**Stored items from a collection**
------------------------------------------------------------
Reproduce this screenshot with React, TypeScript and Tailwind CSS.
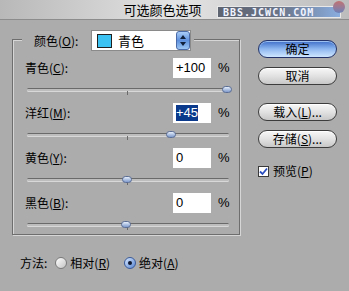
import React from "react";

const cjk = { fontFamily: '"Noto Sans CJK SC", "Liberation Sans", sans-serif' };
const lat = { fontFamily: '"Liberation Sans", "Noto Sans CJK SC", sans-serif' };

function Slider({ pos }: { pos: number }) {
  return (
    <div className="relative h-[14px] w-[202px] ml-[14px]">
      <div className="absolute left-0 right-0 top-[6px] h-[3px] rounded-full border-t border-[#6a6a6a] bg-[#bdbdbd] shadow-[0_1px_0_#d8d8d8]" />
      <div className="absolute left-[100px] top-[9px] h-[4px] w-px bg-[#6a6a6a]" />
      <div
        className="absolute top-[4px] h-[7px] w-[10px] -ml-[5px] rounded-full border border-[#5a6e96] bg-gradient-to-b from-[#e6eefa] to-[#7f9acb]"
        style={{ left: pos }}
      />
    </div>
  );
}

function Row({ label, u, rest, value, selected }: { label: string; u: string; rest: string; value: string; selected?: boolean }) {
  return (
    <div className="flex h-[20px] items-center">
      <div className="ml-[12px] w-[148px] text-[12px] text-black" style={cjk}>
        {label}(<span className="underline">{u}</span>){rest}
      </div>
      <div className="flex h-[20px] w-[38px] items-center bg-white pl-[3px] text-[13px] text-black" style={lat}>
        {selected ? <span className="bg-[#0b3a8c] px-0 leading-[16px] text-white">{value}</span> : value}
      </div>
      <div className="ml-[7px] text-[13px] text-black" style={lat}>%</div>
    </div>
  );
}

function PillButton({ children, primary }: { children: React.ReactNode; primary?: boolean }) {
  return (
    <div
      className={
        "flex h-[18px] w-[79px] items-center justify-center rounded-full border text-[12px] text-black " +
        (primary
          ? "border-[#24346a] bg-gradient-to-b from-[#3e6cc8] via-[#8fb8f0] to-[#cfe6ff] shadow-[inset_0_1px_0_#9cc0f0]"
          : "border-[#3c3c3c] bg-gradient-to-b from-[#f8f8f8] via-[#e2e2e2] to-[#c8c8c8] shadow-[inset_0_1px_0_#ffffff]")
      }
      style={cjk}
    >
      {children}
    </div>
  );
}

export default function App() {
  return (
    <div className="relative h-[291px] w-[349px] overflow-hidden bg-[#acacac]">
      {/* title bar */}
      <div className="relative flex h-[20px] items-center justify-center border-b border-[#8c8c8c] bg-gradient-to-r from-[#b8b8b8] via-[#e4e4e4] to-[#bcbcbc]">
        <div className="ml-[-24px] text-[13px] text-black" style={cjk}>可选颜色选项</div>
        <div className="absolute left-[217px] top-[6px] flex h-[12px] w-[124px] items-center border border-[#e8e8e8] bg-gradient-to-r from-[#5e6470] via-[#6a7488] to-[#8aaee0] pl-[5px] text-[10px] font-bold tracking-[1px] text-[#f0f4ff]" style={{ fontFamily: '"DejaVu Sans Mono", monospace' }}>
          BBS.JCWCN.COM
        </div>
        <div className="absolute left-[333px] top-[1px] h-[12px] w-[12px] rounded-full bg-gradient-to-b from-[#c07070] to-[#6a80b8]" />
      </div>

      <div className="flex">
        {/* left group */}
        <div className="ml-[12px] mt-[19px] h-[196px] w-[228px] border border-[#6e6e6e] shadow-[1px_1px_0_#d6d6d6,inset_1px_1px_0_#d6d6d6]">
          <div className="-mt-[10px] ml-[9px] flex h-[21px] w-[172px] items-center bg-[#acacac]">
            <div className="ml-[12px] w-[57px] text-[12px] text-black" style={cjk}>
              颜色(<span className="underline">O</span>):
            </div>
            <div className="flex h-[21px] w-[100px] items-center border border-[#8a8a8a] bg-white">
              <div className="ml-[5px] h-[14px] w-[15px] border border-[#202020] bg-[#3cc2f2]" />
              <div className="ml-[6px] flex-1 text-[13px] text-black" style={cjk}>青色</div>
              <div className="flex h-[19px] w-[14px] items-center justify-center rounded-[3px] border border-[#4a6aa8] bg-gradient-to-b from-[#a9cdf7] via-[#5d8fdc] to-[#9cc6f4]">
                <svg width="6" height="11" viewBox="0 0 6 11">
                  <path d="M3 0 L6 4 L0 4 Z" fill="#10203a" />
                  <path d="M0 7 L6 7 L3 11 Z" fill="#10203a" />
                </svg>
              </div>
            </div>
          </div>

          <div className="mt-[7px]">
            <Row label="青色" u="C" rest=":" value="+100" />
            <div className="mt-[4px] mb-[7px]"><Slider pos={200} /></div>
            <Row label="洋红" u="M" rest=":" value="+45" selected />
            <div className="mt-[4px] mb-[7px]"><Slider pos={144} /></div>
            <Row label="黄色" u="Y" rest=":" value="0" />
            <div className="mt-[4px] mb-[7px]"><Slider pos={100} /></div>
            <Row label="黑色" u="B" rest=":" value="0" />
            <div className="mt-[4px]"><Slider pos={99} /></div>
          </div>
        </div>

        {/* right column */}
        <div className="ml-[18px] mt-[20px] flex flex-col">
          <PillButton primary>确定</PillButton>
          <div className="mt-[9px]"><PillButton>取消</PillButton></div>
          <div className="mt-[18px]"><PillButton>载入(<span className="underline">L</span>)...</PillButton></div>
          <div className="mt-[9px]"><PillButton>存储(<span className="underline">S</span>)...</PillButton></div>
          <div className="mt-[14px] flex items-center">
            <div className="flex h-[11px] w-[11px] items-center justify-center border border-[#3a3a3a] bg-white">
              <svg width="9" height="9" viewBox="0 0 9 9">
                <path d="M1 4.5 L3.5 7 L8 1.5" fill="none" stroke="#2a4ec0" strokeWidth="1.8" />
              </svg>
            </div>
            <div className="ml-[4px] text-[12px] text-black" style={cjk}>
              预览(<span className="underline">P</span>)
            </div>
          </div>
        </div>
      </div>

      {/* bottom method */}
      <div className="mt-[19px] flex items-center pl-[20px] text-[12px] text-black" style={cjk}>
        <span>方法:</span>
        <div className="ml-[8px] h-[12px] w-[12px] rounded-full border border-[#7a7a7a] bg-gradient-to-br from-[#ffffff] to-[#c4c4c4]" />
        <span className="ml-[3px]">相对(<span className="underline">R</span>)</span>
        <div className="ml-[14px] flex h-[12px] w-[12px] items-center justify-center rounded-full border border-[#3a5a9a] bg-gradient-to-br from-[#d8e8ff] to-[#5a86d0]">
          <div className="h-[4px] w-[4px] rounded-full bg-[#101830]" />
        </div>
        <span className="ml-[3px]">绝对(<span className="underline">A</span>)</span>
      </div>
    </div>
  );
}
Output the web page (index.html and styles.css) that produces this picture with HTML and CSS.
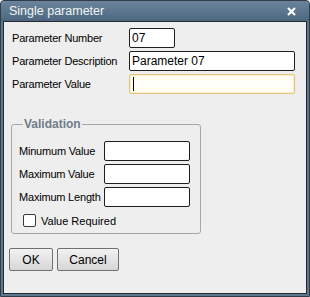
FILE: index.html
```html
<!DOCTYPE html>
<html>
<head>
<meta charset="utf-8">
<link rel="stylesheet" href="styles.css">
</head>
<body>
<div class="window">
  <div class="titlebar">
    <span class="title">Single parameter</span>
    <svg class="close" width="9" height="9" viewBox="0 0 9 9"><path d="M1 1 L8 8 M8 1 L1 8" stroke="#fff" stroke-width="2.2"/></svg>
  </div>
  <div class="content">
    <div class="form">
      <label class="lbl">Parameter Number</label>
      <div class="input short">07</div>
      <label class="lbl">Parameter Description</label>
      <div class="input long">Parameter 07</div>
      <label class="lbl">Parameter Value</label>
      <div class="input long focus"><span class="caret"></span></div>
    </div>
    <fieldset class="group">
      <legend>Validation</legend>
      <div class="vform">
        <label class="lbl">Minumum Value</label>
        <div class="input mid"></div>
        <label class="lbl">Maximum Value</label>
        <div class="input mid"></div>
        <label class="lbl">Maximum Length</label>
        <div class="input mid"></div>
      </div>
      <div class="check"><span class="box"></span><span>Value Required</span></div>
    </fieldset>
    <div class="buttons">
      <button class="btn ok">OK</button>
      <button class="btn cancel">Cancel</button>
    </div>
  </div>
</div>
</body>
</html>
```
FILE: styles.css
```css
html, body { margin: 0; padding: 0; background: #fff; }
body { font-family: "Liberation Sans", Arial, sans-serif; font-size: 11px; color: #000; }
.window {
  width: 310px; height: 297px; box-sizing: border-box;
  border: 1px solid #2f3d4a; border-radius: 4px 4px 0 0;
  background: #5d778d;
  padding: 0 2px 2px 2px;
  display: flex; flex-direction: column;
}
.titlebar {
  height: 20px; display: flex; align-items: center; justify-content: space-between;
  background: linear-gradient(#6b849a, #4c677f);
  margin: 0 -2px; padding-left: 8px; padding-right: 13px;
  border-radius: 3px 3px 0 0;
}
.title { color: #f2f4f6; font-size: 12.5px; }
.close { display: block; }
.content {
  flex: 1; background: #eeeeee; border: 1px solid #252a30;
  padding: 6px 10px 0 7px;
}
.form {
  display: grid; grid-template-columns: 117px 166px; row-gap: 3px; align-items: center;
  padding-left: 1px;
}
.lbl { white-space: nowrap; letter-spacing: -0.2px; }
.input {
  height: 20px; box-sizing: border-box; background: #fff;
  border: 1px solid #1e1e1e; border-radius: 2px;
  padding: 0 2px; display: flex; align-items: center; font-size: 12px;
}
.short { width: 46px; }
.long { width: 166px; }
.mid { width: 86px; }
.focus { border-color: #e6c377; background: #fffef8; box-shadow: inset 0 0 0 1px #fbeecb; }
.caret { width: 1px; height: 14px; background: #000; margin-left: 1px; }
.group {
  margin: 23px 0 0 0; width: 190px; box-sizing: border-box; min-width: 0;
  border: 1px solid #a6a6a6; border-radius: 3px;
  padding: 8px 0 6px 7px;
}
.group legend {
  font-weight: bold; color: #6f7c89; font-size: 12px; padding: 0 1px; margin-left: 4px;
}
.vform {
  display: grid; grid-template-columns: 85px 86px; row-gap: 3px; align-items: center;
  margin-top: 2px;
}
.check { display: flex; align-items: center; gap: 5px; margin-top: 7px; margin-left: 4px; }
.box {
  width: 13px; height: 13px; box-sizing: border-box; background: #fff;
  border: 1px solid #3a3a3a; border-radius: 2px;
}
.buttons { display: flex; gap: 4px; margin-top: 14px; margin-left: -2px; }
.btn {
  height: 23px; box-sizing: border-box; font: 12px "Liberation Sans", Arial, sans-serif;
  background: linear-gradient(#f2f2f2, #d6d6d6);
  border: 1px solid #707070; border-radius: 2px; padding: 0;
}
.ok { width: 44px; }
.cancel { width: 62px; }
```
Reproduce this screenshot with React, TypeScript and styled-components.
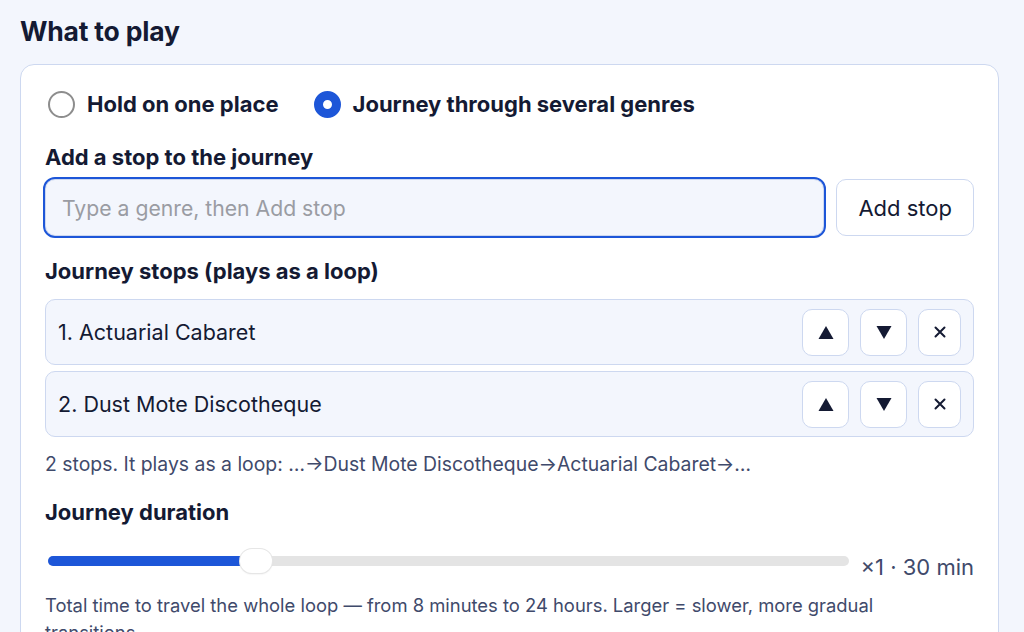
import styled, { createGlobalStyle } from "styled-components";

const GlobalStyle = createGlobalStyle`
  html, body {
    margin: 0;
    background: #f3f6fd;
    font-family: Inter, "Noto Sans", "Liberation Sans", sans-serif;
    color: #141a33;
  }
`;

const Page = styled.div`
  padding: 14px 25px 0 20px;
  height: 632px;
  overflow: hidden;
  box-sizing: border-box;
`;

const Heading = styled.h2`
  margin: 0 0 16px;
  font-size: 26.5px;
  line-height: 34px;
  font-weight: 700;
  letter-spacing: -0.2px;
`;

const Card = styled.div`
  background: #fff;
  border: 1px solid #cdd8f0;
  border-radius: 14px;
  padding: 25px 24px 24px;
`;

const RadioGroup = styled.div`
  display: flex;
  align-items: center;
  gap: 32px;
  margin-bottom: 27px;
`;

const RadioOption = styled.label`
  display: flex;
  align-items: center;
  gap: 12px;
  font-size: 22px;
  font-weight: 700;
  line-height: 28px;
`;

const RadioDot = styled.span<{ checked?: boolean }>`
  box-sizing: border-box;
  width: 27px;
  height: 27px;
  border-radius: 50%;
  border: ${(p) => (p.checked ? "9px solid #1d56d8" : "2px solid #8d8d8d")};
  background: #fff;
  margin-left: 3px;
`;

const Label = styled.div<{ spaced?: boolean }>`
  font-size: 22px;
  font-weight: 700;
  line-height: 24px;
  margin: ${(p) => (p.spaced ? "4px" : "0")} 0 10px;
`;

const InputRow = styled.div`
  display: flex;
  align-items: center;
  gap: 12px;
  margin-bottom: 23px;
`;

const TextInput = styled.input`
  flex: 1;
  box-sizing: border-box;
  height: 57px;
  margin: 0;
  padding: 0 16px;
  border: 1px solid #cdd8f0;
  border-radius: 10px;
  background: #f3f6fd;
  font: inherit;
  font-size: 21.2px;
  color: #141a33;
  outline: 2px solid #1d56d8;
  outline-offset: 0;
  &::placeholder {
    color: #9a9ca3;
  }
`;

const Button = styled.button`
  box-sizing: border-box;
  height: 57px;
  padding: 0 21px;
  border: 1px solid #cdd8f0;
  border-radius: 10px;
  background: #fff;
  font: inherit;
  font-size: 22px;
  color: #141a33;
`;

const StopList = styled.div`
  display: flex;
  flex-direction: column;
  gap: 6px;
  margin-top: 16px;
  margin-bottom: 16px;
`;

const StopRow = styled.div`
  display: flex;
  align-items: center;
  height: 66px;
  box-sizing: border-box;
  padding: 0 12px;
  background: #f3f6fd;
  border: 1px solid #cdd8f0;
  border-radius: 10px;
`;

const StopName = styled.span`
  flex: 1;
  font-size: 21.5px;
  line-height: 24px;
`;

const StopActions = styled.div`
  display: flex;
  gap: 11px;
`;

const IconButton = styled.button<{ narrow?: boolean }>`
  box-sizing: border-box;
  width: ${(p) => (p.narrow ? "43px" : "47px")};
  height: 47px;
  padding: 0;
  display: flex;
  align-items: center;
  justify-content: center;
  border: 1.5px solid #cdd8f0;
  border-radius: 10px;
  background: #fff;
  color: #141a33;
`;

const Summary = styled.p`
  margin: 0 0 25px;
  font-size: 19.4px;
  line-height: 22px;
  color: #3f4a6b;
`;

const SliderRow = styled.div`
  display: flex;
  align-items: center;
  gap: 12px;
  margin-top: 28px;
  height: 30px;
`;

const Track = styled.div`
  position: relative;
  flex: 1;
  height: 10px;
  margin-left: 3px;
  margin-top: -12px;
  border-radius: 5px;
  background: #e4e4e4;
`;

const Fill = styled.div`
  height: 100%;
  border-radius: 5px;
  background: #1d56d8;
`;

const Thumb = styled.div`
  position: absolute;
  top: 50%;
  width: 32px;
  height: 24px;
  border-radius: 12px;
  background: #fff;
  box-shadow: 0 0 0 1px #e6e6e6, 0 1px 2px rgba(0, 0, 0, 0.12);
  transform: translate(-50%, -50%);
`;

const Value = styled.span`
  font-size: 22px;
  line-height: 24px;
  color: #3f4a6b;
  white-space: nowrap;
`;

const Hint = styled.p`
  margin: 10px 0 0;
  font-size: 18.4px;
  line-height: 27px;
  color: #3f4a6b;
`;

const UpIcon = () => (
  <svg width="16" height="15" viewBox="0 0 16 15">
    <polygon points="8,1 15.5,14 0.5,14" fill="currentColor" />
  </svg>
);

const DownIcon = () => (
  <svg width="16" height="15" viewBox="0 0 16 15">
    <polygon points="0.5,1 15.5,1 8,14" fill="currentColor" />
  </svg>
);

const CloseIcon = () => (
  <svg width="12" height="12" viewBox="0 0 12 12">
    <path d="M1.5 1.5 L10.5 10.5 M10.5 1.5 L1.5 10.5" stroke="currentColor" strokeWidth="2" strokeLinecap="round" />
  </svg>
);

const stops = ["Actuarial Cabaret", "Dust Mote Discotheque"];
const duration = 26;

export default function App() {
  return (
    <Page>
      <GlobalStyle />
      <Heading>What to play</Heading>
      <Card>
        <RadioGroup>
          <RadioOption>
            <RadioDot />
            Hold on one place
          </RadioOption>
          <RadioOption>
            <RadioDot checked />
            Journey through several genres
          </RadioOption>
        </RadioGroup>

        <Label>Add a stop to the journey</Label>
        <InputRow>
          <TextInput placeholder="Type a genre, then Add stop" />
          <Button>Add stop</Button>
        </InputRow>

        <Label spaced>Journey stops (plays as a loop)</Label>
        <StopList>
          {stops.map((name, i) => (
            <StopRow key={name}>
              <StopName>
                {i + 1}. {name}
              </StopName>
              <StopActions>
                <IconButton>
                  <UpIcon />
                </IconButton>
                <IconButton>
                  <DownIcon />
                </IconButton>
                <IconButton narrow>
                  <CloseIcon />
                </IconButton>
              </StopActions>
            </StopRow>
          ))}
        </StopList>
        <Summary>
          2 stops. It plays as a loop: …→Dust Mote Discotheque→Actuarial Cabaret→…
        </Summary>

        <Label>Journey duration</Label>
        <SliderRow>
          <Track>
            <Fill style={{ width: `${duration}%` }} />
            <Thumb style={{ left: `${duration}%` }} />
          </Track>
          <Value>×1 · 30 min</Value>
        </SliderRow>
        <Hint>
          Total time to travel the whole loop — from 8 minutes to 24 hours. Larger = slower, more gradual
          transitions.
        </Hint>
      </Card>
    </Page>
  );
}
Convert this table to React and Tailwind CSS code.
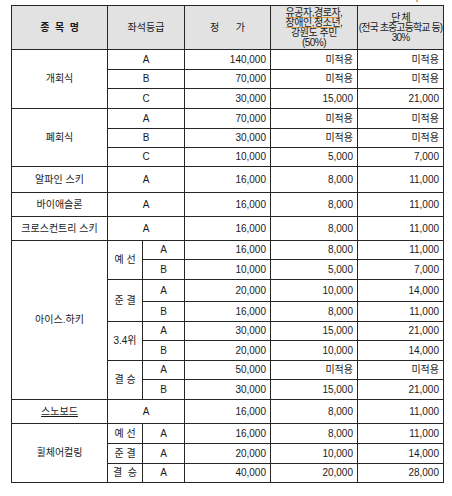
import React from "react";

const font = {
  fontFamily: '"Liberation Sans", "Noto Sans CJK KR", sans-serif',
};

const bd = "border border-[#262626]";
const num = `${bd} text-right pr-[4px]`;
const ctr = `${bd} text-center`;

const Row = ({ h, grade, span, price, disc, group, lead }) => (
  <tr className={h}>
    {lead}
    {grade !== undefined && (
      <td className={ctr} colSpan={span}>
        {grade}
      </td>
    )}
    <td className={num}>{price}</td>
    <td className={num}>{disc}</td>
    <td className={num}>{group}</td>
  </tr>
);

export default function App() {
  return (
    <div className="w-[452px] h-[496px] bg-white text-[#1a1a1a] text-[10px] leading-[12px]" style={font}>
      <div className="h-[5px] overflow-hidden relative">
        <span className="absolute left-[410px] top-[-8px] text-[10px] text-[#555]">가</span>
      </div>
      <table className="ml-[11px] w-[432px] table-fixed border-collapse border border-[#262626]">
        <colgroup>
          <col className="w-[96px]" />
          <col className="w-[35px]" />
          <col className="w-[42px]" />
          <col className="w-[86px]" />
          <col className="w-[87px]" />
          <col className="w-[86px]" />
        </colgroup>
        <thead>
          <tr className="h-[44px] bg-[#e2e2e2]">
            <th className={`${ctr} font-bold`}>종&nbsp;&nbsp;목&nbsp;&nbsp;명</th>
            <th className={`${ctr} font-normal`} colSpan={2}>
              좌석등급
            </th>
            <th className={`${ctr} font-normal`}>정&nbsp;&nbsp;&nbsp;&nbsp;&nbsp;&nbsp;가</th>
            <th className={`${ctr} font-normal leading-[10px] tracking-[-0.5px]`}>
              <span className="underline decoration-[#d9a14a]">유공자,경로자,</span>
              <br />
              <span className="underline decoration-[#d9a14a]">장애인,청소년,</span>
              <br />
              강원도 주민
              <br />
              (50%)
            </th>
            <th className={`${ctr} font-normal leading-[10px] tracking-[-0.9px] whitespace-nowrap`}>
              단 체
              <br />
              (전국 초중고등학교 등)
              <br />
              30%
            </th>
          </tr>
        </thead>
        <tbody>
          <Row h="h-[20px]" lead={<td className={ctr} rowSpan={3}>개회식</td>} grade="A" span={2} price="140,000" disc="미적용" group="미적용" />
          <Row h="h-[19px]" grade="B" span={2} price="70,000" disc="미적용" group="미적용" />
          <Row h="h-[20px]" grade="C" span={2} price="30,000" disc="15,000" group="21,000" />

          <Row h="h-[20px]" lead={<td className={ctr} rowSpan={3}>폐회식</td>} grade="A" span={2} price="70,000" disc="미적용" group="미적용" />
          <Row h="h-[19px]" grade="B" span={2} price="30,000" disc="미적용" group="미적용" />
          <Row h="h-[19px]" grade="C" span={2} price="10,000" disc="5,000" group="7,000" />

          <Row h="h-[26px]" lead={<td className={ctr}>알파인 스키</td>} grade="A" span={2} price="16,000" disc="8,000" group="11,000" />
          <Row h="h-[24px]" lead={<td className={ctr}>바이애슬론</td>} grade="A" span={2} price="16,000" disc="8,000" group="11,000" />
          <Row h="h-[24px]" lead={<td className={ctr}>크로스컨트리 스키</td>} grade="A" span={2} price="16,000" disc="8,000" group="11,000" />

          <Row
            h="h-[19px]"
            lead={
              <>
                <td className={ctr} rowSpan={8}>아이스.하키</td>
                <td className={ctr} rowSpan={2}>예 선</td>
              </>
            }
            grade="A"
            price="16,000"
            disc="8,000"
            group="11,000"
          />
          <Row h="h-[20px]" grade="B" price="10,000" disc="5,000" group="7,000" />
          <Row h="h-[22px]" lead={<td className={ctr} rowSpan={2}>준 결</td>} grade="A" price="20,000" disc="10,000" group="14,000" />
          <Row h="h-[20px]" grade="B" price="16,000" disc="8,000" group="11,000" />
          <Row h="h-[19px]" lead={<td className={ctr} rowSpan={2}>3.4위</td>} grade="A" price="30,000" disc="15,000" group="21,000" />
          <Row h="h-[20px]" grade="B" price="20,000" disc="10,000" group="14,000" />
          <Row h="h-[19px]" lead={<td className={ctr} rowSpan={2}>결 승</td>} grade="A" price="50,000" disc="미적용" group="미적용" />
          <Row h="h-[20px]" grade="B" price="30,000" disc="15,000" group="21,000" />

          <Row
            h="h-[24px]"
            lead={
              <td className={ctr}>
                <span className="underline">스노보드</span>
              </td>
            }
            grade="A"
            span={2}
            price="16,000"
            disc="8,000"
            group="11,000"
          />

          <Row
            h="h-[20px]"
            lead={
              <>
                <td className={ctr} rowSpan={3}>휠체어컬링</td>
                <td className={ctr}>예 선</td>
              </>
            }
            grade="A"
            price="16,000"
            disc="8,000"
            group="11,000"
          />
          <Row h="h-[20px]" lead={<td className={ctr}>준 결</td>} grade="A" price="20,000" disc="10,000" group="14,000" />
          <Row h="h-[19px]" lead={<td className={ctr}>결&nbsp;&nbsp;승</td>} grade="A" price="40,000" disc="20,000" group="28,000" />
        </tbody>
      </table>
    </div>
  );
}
------------------------------------------------------------
**Exercise instructions**
In the entries above, find each line with the word "this" and show it.

**Task response**
Reproduce this screenshot with React, TypeScript and Tailwind CSS.
Output the web page (index.html and styles.css) that produces this picture with HTML and CSS.
Reproduce this screenshot with React, TypeScript and styled-components.
Convert this table to React and Tailwind CSS code.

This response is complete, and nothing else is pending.